How MPs’ pay is decided
Pay increase for parliamentarians comes as millions face tax hikes and rising energy costs
MPs are set to receive a £2,200 pay rise from next month as millions of Britons face a squeeze on the cost of living.
It means their base salary will rise from £81,932 to £84,144 in order to match last year’s average public sector pay increases, according to the Independent Parliamentary Standards Authority (Ipsa), which sets their pay.
The 2.7% wage increase comes “despite protestations from Boris Johnson and Sir Keir Starmer”, reported The Times. The prime minister has previously urged Ipsa to show “restraint” over MPs’ pay this year, while Starmer has argued that he and his colleagues should not receive a rise.
Backdrop of economic hardship
The pay rise is “nearly half the current rate of inflation”, with the consumer price index expected to hit 7% in April, “effectively meaning they will get a real-terms pay cut”, said The Guardian. But the adjustment will be viewed “against a backdrop of significant economic hardship for many” and after the Bank of England urged workers “not to ask for sizeable pay rises to try to stop prices spiralling out of control”, said the paper.
The expected change is due to come into effect on 1 April, when families across the country will be hit with a 1.25% hike in National Insurance. Energy costs are also set to surge, with the average energy bill expected to rise to almost £2,000 after the price cap was raised by 54% by energy regulator Ofgem.
The increase in MPs’ salaries comes after a £3,300 pay hike was suspended last year due to the “economic impact” of the pandemic, after Ipsa came “under pressure from MPs” to halt the rise, reported ITV. More than 50 parliamentarians wrote to the body calling for pay to be frozen ahead of the proposed 2021 rise.
Who decides MPs’ pay?
MPs’ pay is set independently of both the government and parliament, and is instead set by Ipsa, which was set up in the wake of the 2009 expenses scandal.
Ministers will also receive an extra salary, as do MPs who hold special roles such as the speaker or chairs of committees.
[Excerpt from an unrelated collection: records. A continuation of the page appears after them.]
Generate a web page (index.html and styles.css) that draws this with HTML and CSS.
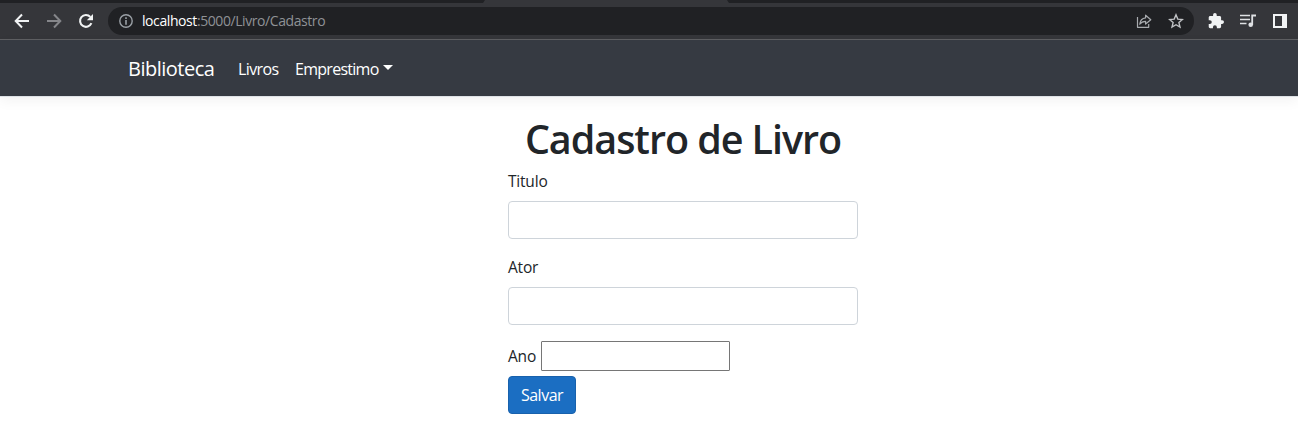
FILE: index.html
```
<!DOCTYPE html>
<html lang="pt-BR">
<head>
<meta charset="utf-8">
<title>Cadastro de Livro</title>
<link rel="stylesheet" href="styles.css">
</head>
<body>
<div class="tabstrip"><div class="tab-active"></div></div>
<div class="toolbar">
  <svg class="icon back" viewBox="0 0 16 16"><path d="M15 8H2M8 1.5L1.7 8L8 14.5" fill="none" stroke="#f1f3f4" stroke-width="2"/></svg>
  <svg class="icon forward" viewBox="0 0 16 16"><path d="M1 8H14M8 1.5L14.3 8L8 14.5" fill="none" stroke="#85868a" stroke-width="2"/></svg>
  <svg class="icon reload" viewBox="0 0 16 16"><path d="M13.4 10.2A5.9 5.9 0 1 1 12.3 3.9" fill="none" stroke="#f1f3f4" stroke-width="2.1"/><path d="M15 1v6.2H8.8z" fill="#f1f3f4"/></svg>
  <div class="address">
    <svg class="icon info" viewBox="0 0 16 16"><circle cx="8" cy="8" r="6.2" fill="none" stroke="#9aa0a6" stroke-width="1.4"/><path d="M7.2 4.3h1.6v1.6H7.2zM7.2 7h1.6v4.8H7.2z" fill="#9aa0a6"/></svg>
    <span class="url"><span class="host">localhost</span>:5000/Livro/Cadastro</span>
    <svg class="icon share" viewBox="0 0 16 16"><path d="M1.5 4v10.3h11.2v-3.2M9.6 2.2L14.8 6.7L9.6 11V8.3C6.7 8.3 5.1 9.2 3.7 11.2C4.1 7.6 6 5.2 9.6 4.8z" fill="none" stroke="#a8abaf" stroke-width="1.2" stroke-linejoin="round"/></svg>
    <svg class="icon star" viewBox="0 0 16 16"><path d="M8 1.8L9.8 6.1L14.4 6.5L10.9 9.6L12 14.1L8 11.7L4 14.1L5.1 9.6L1.6 6.5L6.2 6.1z" fill="none" stroke="#c0c2c5" stroke-width="1.4"/></svg>
  </div>
  <svg class="icon puzzle" viewBox="1 1 22 22"><path d="M20.5 11H19V7c0-1.100-.9-2-2-2h-4V3.500a2.500 2.500 0 0 0-5 0V5H4c-1.100 0-2 .9-2 2v3.800h1.500a2.700 2.700 0 0 1 0 5.400H2V20c0 1.100.9 2 2 2h3.800v-1.500a2.700 2.700 0 0 1 5.400 0V22H17c1.100 0 2-.9 2-2v-4h1.500a2.500 2.500 0 0 0 0-5z" fill="#f1f3f4"/></svg>
  <svg class="icon media" viewBox="0 0 16 16"><path d="M0 2.500h10M0 6.500h10M0 10.500h6.500" stroke="#dfe1e4" stroke-width="1.500"/><path d="M12.200 12V2.500H16" fill="none" stroke="#dfe1e4" stroke-width="1.800"/><circle cx="10.700" cy="11.700" r="2.300" fill="#dfe1e4"/></svg>
  <svg class="icon panel" viewBox="0 0 14 14"><path d="M0 0h14v14H0zM2 2v10h7V2z" fill="#f1f3f4" fill-rule="evenodd"/></svg>
</div>
<nav class="navbar">
  <a class="brand">Biblioteca</a>
  <a class="nav-link livros">Livros</a>
  <a class="nav-link dropdown">Emprestimo</a>
</nav>
<main class="content">
  <h1 class="title">Cadastro de Livro</h1>
  <form class="form">
    <label class="label titulo" for="titulo">Titulo</label>
    <input class="control" id="titulo" type="text">
    <label class="label ator" for="ator">Ator</label>
    <input class="control" id="ator" type="text">
    <div class="year"><label class="ano" for="ano">Ano</label><input class="year-input" id="ano" type="text"></div>
    <button class="save" type="button"><span>Salvar</span></button>
  </form>
</main>
</body>
</html>
```
FILE: styles.css
```
* { box-sizing: border-box; }
body { margin: 0; height: 442px; overflow: hidden; background: #fff; color: #212529; font: 16px/24px "Open Sans", "Noto Sans", sans-serif; }
.tabstrip { height: 3px; background: #202124; }
.tab-active { width: 246px; height: 3px; margin-left: 483px; background: #35363a; clip-path: polygon(2px 0, 244px 0, 100% 100%, 0 100%); }
.toolbar { display: flex; align-items: center; height: 37px; background: #35363a; border-bottom: 1px solid #5f6063; }
.icon { display: block; flex: none; width: 16px; height: 16px; }
.back { margin-left: 14px; }
.forward { margin-left: 16px; }
.reload { margin-left: 16px; }
.address { display: flex; align-items: center; width: 1086px; height: 28px; margin-left: 14px; padding: 0 10px; border-radius: 14px; background: #202124; }
.url { margin: 0 auto 0 8px; color: #8f9296; font-size: 14px; line-height: 20px; letter-spacing: -0.42px; white-space: nowrap; }
.host { color: #fff; }
.star { margin-left: 16px; }
.puzzle { margin-left: 14px; }
.media { margin-left: 16px; }
.panel { width: 14px; height: 14px; margin-left: 17px; }
.navbar { display: flex; align-items: center; height: 57px; padding: 2px 0 0 128px; background: #363a42; color: #fff; border-bottom: 1px solid #dee2e6; box-shadow: 0 4px 12px rgba(0, 0, 0, .05); }
.brand { width: 110px; font-size: 20px; line-height: 30px; letter-spacing: -0.5px; }
.nav-link { letter-spacing: -0.6px; }
.livros { width: 57px; }
.dropdown { display: flex; align-items: center; letter-spacing: -0.72px; }
.dropdown::after { content: ""; margin: -4px 0 0 4px; border: 5px solid transparent; border-top-color: #fff; border-bottom: 0; }
.content { width: 350px; margin: 18px 0 0 508px; }
.title { height: 48px; margin: 0 0 6px; font-size: 39.5px; font-weight: 600; line-height: 48px; letter-spacing: -1.05px; text-align: center; white-space: nowrap; }
.form { display: flex; flex-direction: column; align-items: flex-start; }
.label { margin-bottom: 8px; font-size: 15.5px; letter-spacing: -0.2px; }
.control { width: 350px; height: 38px; margin: 0 0 16px; padding: 6px 12px; border: 1px solid #ced4da; border-radius: 4px; font: inherit; }
.year { display: flex; align-items: center; height: 30px; margin-bottom: 5px; }
.ano { width: 33px; font-size: 15.5px; letter-spacing: -0.2px; }
.year-input { width: 189px; height: 30px; border: 1px solid #767676; border-radius: 1px; background: #fff; }
.save { width: 68px; height: 38px; padding: 0; border: 1px solid #1861ac; border-radius: 4px; background: #1b6ec2; color: #fff; font: inherit; letter-spacing: -0.5px; }
```
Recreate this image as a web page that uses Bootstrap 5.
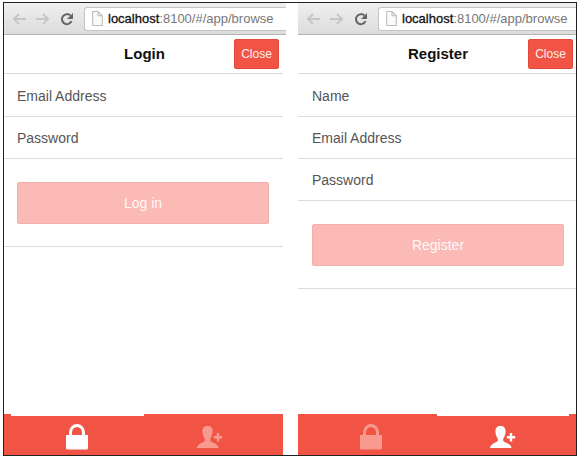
<!DOCTYPE html>
<html lang="en">
<head>
<meta charset="utf-8">
<meta name="viewport" content="width=device-width, initial-scale=1">
<title>Login and Register</title>
<link href="https://cdn.jsdelivr.net/npm/bootstrap@5.3.0/dist/css/bootstrap.min.css" rel="stylesheet">
<style>
  body { font-family: "Liberation Sans", Arial, sans-serif; font-size: 14px; line-height: 20px; color: #222; background: #fff; padding: 2px 6px 10px 3px; }
  .screens { display: grid; grid-template-columns: 282fr 278fr; column-gap: 12px; border: 1px solid #222; }
  .chrome-bar { height: 32px; padding-left: 8px; background: linear-gradient(#efefef, #dcdcdc); border-bottom: 1px solid #b4b4b4; }
  .chrome-btn { width: 24px; height: 24px; color: #c6c6c6; }
  .chrome-btn.reload { color: #666; }
  .address { height: 24px; padding-left: 6px; font-size: 13px; color: #777; background: #fff; border: 1px solid #c4c4c4; border-right: 0; border-radius: 3px 0 0 3px; }
  .address b { font-weight: 400; color: #111; -webkit-text-stroke: .3px #111; }
  .login-screen .app-view { margin-right: 3px; }
  .app-head { height: 39px; padding-left: 2px; border-bottom: 1px solid #d9d9d9; }
  .app-title { font-size: 15px; line-height: 20px; font-weight: 700; color: #111; }
  .btn-close-view { right: 4px; top: 4px; width: 45px; height: 30px; font-size: 12px; line-height: 16px; color: #fff0ee; background: #f15345; border: 1px solid #e2493c; border-radius: 2px; }
  .register-screen .btn-close-view { right: 3px; }
  .fields { padding-top: 1px; }
  .field { height: 42px; padding: 0 13px; font-size: 14px; line-height: 20px; color: #444; border: 0; border-bottom: 1px solid #ddd; border-radius: 0; }
  .field::placeholder { color: #555; opacity: 1; }
  .action { padding: 23px 14px 22px 13px; border-bottom: 1px solid #ddd; }
  .register-screen .field { padding: 0 14px; }
  .register-screen .action { padding-left: 14px; padding-right: 12px; }
  .btn-action { height: 42px; font-size: 14px; line-height: 20px; color: #fff8f7; background: #fbbab6; border: 1px solid #f3b0ab; border-radius: 2px; }
  .btn-action:hover, .btn-close-view:hover { color: #fff; background: #f15345; }
  .tabs { height: 41px; padding: 0 7px; background: #f15345; }
  .tab-btn { flex: 1 1 0; color: #f99a91; border-top: 2px solid transparent; }
  .tab-btn.active { color: #fff; border-top-color: #fff; }
  .tab-btn svg { margin-top: 2px; }
</style>
<script src="https://cdn.jsdelivr.net/npm/bootstrap@5.3.0/dist/js/bootstrap.bundle.min.js"></script>
</head>
<body class="d-flex flex-column min-vh-100">
<svg class="d-none" aria-hidden="true">
  <symbol id="back" viewBox="0 0 14 14"><path d="M7 2 2 7l5 5M2 7h12" fill="none" stroke="currentColor" stroke-width="2"/></symbol>
  <symbol id="forward" viewBox="0 0 14 14"><path d="m7 2 5 5-5 5M12 7H0" fill="none" stroke="currentColor" stroke-width="2"/></symbol>
  <symbol id="reload" viewBox="0 0 14 14"><path d="M11.500 9.200A5 5 0 1 1 10.500 3.600" fill="none" stroke="currentColor" stroke-width="2"/><path d="M13 1v6H7z" fill="currentColor"/></symbol>
  <symbol id="page" viewBox="0 0 12 14"><path d="M1.500.5h5l4 4v9h-9zM6.500.5v4h4" fill="#fafafa" stroke="#bbb"/></symbol>
  <symbol id="lock" viewBox="0 0 22 26"><path d="M0 11h3V8.500a8 8.500 0 0 1 16 0V11h3v13q0 1.500-1.500 1.500h-19Q0 25.500 0 24zm6 0h10V8.500a5 5.500 0 0 0-10 0z" fill="currentColor"/></symbol>
  <symbol id="person" viewBox="0 0 26 22"><path d="M10.500 0c4 0 5.500 2.600 5 6.500-.3 3-1.200 4.600-2.300 6v2.200c0 1.500 7.800 2.300 8.300 7.300H0c.5-5 7.800-5.800 7.800-7.300v-2.200C6.700 11.100 5.800 9.500 5.500 6.500 5 2.600 6.500 0 10.500 0zM19.800 7h2.400v3h3v2.600h-3v3h-2.400v-3h-3V10h3z" fill="currentColor"/></symbol>
</svg>
<main class="screens flex-grow-1">
  <section class="login-screen d-flex flex-column" aria-label="Login screen">
    <div class="chrome-bar d-flex align-items-center">
      <button class="btn p-0 border-0 chrome-btn d-flex align-items-center" type="button" aria-label="Back"><svg width="14" height="14"><use href="#back"/></svg></button>
      <button class="btn p-0 border-0 chrome-btn d-flex align-items-center" type="button" aria-label="Forward"><svg width="14" height="14"><use href="#forward"/></svg></button>
      <button class="btn p-0 border-0 chrome-btn reload d-flex align-items-center" type="button" aria-label="Reload"><svg width="14" height="14"><use href="#reload"/></svg></button>
      <div class="address d-flex align-items-center flex-grow-1 text-nowrap"><svg class="me-1" width="13" height="15"><use href="#page"/></svg><span><b>localhost</b>:8100/#/app/browse</span></div>
    </div>
    <div class="app-view d-flex flex-column flex-grow-1">
      <header class="app-head position-relative d-flex align-items-center justify-content-center">
        <h1 class="app-title m-0">Login</h1>
        <button class="btn btn-close-view position-absolute p-0" type="button">Close</button>
      </header>
      <form>
        <div class="fields">
          <input class="field d-block w-100" type="email" placeholder="Email Address" aria-label="Email Address">
          <input class="field d-block w-100" type="password" placeholder="Password" aria-label="Password">
        </div>
        <div class="action"><button class="btn btn-action w-100 p-0" type="button">Log in</button></div>
      </form>
      <nav class="tabs d-flex mt-auto" aria-label="Login tabs">
        <button class="btn tab-btn active border-start-0 border-end-0 border-bottom-0 rounded-0 bg-transparent p-0" type="button" aria-label="Login"><svg width="22" height="26"><use href="#lock"/></svg></button>
        <button class="btn tab-btn border-start-0 border-end-0 border-bottom-0 rounded-0 bg-transparent p-0" type="button" aria-label="Register"><svg width="26" height="22"><use href="#person"/></svg></button>
      </nav>
    </div>
  </section>
  <section class="register-screen d-flex flex-column" aria-label="Register screen">
    <div class="chrome-bar d-flex align-items-center">
      <button class="btn p-0 border-0 chrome-btn d-flex align-items-center" type="button" aria-label="Back"><svg width="14" height="14"><use href="#back"/></svg></button>
      <button class="btn p-0 border-0 chrome-btn d-flex align-items-center" type="button" aria-label="Forward"><svg width="14" height="14"><use href="#forward"/></svg></button>
      <button class="btn p-0 border-0 chrome-btn reload d-flex align-items-center" type="button" aria-label="Reload"><svg width="14" height="14"><use href="#reload"/></svg></button>
      <div class="address d-flex align-items-center flex-grow-1 text-nowrap"><svg class="me-1" width="13" height="15"><use href="#page"/></svg><span><b>localhost</b>:8100/#/app/browse</span></div>
    </div>
    <div class="app-view d-flex flex-column flex-grow-1">
      <header class="app-head position-relative d-flex align-items-center justify-content-center">
        <h1 class="app-title m-0">Register</h1>
        <button class="btn btn-close-view position-absolute p-0" type="button">Close</button>
      </header>
      <form>
        <div class="fields">
          <input class="field d-block w-100" type="text" placeholder="Name" aria-label="Name">
          <input class="field d-block w-100" type="email" placeholder="Email Address" aria-label="Email Address">
          <input class="field d-block w-100" type="password" placeholder="Password" aria-label="Password">
        </div>
        <div class="action"><button class="btn btn-action w-100 p-0" type="button">Register</button></div>
      </form>
      <nav class="tabs d-flex mt-auto" aria-label="Register tabs">
        <button class="btn tab-btn border-start-0 border-end-0 border-bottom-0 rounded-0 bg-transparent p-0" type="button" aria-label="Login"><svg width="22" height="26"><use href="#lock"/></svg></button>
        <button class="btn tab-btn active border-start-0 border-end-0 border-bottom-0 rounded-0 bg-transparent p-0" type="button" aria-label="Register"><svg width="26" height="22"><use href="#person"/></svg></button>
      </nav>
    </div>
  </section>
</main>
</body>
</html>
MPs also receive expenses to “cover the costs of running an office, employing staff, having somewhere to live in London or their constituency, and travelling between Parliament and their constituency”, said UK Parliament.
They are allowed to take on outside work to supplement their income, often referred to as second jobs, although the practice is now under “increased scrutiny” following the Owen Paterson lobbying scandal last year, after which Johnson “promised to change the rules to limit the amount of time MPs can dedicate to outside work and ensure they do not work in fields of consultancy linked to parliamentary work”, said The Times.
Should MPs’ wages rise?
MPs across the political spectrum have voiced opposition to the pay increase.
Zarah Sultana, the Labour MP for Coventry South, tweeted that she believed the decision from the regulator to increase pay was “wrong”. She added: “Ordinary people are facing a Tory cost-of-living crisis. They should get a proper pay rise, not well-paid MPs. That’s why I will donate mine to Coventry Foodbank and other local causes.”
A Conservative backbencher told The Guardian they had already given theirs away, while another complained: “Don’t want it, don’t need it, not my decision, now meant to justify it.”
But others voiced support for the move, arguing that MPs can’t have it “both ways” when it comes to setting pay.
“We either want pay set independently or we want MPs to control their own pay. We can’t have it both ways,” an anonymous MP told The Guardian. “We appear to want to run headlong (back) into a world where only wealthy people can afford to be MPs. Ipsa is independent for a reason.”
Richard Lloyd, the chairman of Ipsa, said that the pay increase was the first in two years and “follows the average of increases across the public sector last year”.
“MPs play a vital role in our democracy and this is reflected in their pay,” he said.
“It is right that MPs are paid fairly for the responsibility and the unseen work they do helping their constituents, which dramatically increased last year.
“For Parliament to reflect society, it is vital that people from all walks of life can be an MP.”